Pour une analyse plus approfondie, nous avons réalisé une régression entre le niveau du spread et le rendement du Bund à 10 ans. Des résidus positifs élevés seraient le signe d’un spread anormalement élevé au regard du niveau auquel se négocient actuellement les rendements du Bund. Comme l’illustre le graphique 2, pour l’Italie, les résidus de cette régression ont été récemment proches de zéro, ce qui montre que l’élargissement du spread est cohérent avec la remontée des rendements allemands. Concernant l’Espagne et le Portugal, les résidus sont de plus en plus négatifs : l’augmentation des rendements espagnols et portugais a donc été plus limitée qu’attendu au regard de la hausse des taux allemands.

NOTES

[1] Le tableau présente l’IPCH, une mesure de l’inflation plus couramment utilisée que le déflateur du PIB qui, du point de vue des comptes nationaux, est la plus appropriée.

[2] Ce n’est pas le cas, à présent, car l’inflation dans la zone euro est exceptionnellement élevée et bien supérieure aux anticipations d’inflation basées sur le marché.
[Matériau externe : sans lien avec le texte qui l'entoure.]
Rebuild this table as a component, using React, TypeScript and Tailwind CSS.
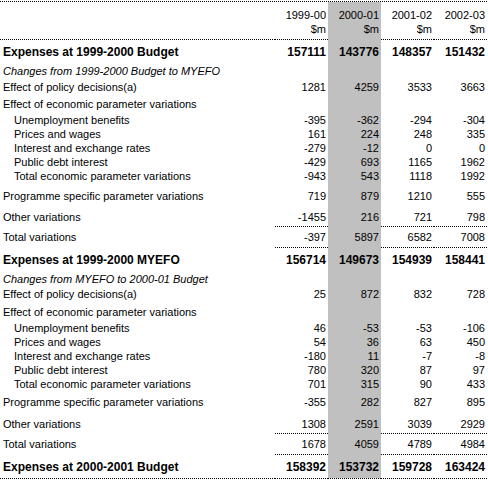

Pour mesurer ces dernières, on a recours aux points morts d’inflation, qui correspondent à la différence entre le rendement nominal d’un emprunt d’Etat et le rendement d’une obligation d’Etat indexée sur l’inflation de même échéance. Ces dernières semaines, les points morts d’inflation à 10 ans allemands ont oscillé entre 2,5 % et 3,0 %, un niveau supérieur à l’objectif d’inflation de la BCE.

[3] Voir Zone euro : les spreads souverains hantés par les faits stylisés, Ecoweek, 14 février 2022, BNP Paribas.